Soft start and slewed speed ramps are programmed into the motor which eliminates stress to the mounting bracket or hardware. This is one of the factors in higher life expectancy of 90,000 hours (approximately 20 years) compared to the expected 50,000 hours (10 years) of typical PSC motors, resulting in fewer failures and lower maintenance costs for the life cycle of the building.

VAV fan coils

For the last 40 years virtually all fan coils have been constant fan speed and consequently constant air volume (CAV). Any changes in cooling or heating were adjusted by the water valve, i.e. varying the water volume. However with the fans running at full speed all of the time this is a needless waste of energy.

By varying the air volume, significant reductions in energy can be achieved and typical values of SFP for a wide range of constant and VAV fan coils is shown in the energy comparison graph figure 2.

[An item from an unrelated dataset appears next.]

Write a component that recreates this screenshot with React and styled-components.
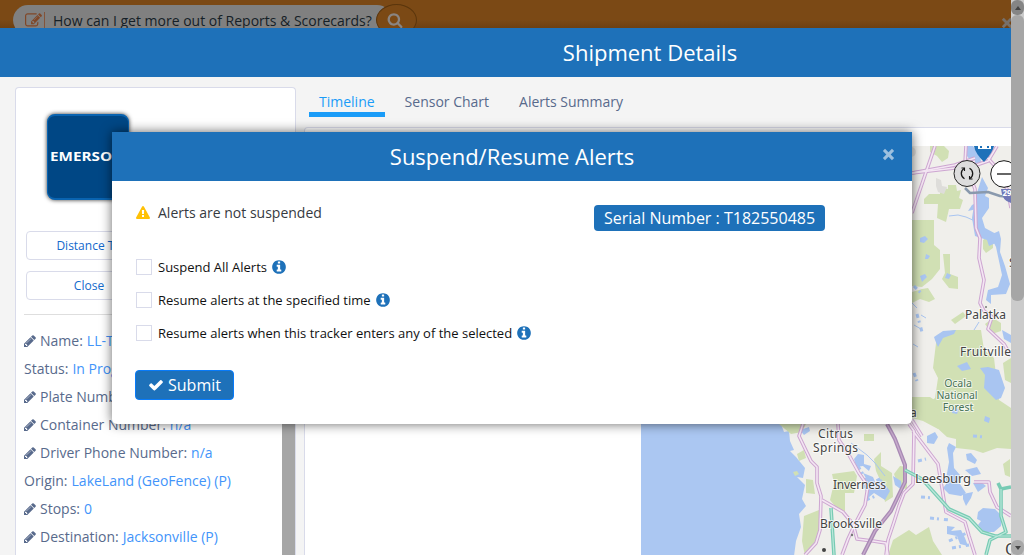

The control philosophy is relatively simple – at maximum cooling the fan is running at 100% with the water valve fully open as the cooling load reduces the fan air volume is reduced down to a minimum of 60%. If the cooling load reduces further the water valve is progressively closed until the dead band is reached. In other words the fan air volume is reduced first followed by a progressive reduction in the water cooling volume.

On heating the early morning boost has maximum air volume and heating. On the heating cycle the air volume is kept constant to ensure there is no stratification within the room. The heating requirement is usually a short period just prior to occupation of the building and therefore does not significantly impact on the carbon emissions.

This VAV option with the EPIC fan coil gives specific fan powers down to a very low 0.15w/l/s. With these highly efficient terminal fans the fan coil unit has similar carbon emissions to chilled beams and will make it the system of choice for many consulting engineers.